Provided data:

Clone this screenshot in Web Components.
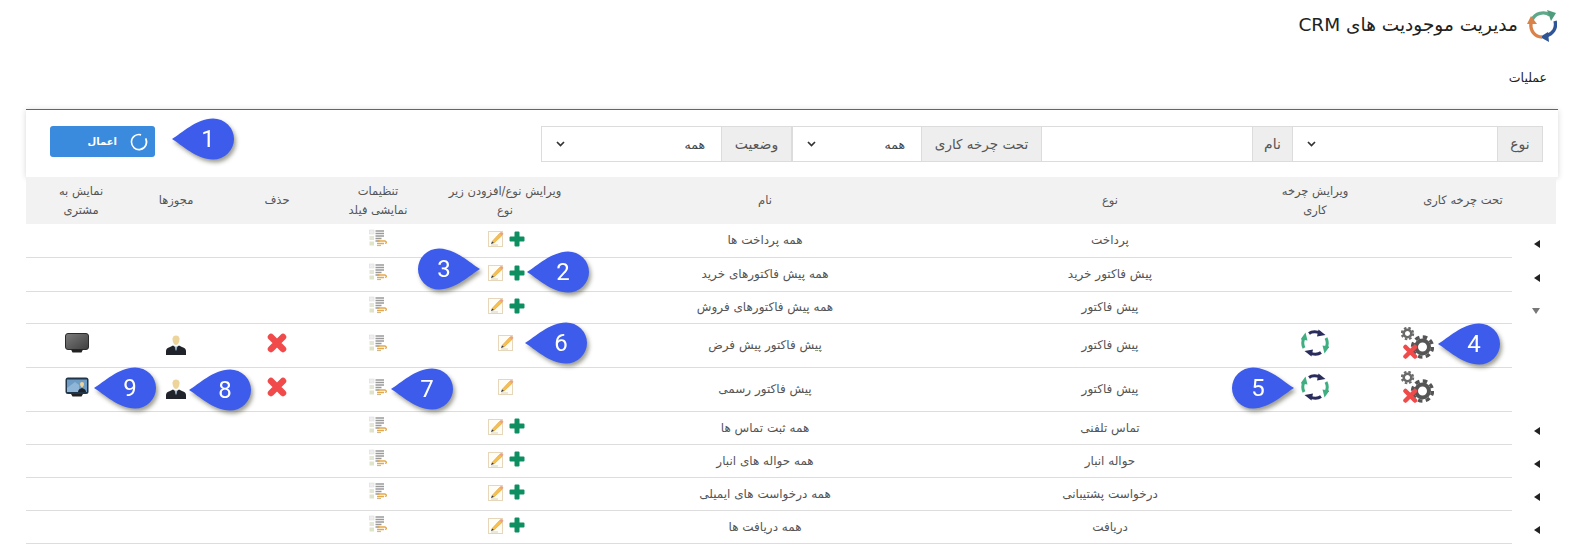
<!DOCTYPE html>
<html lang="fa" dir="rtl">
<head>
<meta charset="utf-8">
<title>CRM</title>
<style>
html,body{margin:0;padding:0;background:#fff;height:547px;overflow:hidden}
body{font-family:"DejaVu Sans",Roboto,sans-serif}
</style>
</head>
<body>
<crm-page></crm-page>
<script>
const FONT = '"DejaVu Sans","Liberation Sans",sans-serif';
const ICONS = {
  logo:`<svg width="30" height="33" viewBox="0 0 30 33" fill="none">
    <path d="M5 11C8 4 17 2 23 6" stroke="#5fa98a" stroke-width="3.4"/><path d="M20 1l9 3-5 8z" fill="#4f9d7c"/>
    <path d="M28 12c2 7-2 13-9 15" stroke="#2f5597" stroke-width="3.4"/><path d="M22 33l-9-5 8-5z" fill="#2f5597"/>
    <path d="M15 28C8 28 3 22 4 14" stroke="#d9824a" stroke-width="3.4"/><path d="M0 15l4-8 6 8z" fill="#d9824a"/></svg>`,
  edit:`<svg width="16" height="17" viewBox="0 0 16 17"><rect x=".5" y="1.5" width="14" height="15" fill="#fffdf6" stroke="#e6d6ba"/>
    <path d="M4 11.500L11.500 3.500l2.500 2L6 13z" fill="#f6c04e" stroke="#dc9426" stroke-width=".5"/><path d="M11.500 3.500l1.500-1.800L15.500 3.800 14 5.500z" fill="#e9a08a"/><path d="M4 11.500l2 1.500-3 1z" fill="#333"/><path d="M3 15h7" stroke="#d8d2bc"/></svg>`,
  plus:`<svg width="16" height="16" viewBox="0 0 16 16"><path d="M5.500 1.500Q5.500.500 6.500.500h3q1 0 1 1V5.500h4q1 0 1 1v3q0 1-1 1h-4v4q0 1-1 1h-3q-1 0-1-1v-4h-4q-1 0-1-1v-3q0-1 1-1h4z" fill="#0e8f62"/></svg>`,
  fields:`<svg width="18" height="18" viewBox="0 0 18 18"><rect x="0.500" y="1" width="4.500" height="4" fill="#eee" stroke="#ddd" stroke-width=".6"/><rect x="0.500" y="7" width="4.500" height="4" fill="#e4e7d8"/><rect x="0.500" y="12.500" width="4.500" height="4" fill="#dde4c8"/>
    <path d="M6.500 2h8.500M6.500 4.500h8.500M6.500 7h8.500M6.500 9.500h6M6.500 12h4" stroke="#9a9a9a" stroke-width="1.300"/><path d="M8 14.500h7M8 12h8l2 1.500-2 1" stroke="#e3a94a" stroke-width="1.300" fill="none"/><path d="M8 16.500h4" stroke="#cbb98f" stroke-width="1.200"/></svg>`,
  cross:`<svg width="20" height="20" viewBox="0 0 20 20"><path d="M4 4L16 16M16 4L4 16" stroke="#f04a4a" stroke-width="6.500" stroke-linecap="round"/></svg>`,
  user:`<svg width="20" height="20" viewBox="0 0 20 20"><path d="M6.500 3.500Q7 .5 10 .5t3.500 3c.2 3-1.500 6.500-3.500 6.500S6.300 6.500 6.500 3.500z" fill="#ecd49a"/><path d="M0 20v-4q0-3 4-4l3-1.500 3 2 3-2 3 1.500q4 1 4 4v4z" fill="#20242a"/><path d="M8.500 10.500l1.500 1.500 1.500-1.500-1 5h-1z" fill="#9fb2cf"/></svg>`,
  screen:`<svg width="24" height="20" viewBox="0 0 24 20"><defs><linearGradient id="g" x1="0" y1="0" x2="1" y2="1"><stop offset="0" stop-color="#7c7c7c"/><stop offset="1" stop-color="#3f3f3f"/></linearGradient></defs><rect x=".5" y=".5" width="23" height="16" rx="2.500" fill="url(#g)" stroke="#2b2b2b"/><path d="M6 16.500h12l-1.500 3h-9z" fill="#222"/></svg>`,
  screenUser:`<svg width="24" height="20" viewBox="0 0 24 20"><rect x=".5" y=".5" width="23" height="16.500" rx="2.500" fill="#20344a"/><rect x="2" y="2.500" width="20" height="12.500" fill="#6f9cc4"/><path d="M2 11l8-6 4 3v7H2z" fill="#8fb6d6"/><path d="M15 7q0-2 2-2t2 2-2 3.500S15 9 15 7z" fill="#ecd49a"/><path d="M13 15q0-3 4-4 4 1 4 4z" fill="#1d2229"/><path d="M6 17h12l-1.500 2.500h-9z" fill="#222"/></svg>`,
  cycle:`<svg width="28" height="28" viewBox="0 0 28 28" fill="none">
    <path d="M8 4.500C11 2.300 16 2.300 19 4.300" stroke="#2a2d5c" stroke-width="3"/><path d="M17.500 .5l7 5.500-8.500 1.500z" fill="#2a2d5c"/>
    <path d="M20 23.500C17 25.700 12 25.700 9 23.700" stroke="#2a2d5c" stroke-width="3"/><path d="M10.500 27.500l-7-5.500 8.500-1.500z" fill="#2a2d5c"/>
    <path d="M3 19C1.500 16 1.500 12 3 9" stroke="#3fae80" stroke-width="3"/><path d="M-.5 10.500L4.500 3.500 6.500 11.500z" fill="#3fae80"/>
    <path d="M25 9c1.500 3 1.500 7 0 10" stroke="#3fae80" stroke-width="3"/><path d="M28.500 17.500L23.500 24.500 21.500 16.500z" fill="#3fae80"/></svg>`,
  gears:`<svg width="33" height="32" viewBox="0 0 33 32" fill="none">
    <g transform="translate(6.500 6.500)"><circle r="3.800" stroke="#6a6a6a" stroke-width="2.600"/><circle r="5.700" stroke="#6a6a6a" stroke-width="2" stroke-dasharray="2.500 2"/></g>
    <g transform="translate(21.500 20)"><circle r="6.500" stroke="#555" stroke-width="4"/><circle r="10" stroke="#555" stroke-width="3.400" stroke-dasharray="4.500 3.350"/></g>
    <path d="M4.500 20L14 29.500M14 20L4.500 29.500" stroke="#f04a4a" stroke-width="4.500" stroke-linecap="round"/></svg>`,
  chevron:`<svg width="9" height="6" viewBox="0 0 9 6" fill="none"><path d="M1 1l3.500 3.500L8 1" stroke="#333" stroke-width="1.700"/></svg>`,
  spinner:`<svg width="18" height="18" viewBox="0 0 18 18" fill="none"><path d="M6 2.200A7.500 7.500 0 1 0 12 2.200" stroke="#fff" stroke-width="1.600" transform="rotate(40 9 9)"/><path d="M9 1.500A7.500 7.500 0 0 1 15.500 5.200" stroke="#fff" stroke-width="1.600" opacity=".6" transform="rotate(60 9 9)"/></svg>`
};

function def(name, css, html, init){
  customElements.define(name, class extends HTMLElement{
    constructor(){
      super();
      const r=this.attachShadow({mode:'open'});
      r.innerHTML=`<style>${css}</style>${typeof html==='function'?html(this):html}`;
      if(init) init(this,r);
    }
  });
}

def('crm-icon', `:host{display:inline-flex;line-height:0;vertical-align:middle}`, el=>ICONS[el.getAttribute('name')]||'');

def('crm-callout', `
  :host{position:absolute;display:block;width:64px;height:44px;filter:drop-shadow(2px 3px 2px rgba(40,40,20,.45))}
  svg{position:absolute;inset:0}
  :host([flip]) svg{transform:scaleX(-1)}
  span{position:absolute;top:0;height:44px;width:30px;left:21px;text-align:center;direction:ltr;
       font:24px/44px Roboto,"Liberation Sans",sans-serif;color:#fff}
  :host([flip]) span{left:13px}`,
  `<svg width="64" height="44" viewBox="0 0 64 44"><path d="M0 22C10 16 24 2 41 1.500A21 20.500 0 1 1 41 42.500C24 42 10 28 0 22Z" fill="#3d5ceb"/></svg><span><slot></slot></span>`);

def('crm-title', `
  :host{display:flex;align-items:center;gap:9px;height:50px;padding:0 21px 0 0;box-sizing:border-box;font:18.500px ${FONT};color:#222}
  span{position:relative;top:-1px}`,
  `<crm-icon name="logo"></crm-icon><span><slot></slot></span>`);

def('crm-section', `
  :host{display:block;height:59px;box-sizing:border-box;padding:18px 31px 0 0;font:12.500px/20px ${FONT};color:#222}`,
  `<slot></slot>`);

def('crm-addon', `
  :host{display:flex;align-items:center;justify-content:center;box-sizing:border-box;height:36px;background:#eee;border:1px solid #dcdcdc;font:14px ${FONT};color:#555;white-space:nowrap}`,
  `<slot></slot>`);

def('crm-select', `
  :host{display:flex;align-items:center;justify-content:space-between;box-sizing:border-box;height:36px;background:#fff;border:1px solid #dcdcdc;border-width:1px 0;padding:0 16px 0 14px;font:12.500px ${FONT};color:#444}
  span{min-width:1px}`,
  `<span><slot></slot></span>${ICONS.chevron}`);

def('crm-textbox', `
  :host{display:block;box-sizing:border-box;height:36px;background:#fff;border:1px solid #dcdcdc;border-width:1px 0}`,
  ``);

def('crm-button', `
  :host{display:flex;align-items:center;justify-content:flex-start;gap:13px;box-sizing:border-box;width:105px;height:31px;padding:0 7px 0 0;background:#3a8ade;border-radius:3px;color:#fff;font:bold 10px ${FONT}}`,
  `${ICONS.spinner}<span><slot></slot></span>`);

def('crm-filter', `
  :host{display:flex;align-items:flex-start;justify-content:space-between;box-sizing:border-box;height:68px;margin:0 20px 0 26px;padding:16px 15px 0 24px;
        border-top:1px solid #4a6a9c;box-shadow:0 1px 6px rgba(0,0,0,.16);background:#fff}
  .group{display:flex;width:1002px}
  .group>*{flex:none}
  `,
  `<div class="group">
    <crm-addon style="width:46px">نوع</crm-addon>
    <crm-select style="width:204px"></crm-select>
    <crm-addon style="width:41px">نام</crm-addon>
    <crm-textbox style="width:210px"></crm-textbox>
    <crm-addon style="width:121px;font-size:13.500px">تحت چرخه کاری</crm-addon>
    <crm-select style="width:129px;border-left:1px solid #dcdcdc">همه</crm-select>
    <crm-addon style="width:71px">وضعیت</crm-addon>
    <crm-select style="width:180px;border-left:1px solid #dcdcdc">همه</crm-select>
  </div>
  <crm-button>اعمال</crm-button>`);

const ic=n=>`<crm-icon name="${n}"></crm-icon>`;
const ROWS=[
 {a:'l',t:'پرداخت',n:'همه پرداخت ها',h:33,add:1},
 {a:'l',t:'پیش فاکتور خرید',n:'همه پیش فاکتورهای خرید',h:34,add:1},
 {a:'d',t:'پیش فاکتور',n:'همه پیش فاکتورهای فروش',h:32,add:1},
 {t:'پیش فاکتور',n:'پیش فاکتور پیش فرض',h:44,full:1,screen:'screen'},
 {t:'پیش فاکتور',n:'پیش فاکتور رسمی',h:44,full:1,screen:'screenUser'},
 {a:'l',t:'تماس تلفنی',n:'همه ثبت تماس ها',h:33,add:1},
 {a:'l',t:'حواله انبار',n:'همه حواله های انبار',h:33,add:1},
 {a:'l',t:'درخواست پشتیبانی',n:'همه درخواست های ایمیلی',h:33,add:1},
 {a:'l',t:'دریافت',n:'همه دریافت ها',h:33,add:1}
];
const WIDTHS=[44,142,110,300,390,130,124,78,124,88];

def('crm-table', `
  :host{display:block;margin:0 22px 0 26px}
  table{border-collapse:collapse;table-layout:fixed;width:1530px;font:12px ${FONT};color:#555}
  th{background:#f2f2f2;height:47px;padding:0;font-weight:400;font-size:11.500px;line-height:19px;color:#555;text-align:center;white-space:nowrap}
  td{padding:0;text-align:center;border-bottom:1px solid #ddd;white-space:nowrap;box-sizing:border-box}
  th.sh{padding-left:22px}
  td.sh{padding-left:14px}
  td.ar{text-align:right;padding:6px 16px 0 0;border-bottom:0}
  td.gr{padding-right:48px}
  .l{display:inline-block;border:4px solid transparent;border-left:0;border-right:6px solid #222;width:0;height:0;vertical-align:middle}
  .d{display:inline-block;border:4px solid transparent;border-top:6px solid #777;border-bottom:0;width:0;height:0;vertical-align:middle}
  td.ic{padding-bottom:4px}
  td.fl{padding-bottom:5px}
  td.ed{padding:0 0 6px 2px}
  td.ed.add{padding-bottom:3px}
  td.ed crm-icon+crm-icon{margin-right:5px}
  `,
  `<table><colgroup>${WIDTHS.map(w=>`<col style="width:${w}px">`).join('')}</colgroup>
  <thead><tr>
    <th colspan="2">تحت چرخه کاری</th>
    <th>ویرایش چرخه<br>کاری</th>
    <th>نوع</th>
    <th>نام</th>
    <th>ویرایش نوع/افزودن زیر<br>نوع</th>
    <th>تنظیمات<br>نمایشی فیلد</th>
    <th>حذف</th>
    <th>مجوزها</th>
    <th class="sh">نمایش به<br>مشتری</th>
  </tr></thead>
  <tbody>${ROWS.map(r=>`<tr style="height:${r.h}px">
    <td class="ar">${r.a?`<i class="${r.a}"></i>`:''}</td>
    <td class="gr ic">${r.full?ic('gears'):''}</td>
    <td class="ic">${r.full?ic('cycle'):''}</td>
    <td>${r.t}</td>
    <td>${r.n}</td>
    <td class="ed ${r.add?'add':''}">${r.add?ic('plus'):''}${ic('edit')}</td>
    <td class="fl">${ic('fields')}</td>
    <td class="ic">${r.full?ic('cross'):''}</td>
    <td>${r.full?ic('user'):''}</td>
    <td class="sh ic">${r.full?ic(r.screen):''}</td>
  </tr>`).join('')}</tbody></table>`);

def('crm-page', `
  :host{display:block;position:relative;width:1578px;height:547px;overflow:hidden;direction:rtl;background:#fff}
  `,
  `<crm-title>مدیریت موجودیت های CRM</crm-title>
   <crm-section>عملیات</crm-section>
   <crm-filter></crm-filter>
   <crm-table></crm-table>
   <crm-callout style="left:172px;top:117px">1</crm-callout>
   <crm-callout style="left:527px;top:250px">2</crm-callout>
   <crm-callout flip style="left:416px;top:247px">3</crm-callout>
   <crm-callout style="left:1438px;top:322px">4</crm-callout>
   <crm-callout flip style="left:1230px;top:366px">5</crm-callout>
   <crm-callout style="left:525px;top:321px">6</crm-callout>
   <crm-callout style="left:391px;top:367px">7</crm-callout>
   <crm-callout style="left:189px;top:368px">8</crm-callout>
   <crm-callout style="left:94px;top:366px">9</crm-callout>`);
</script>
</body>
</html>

Your task:
Copy every single line of the material above that holds "this".

Full output:
Clone this screenshot in Web Components.
      const r=this.attachShadow({mode:'open'});
      r.innerHTML=`<style>${css}</style>${typeof html==='function'?html(this):html}`;
      if(init) init(this,r);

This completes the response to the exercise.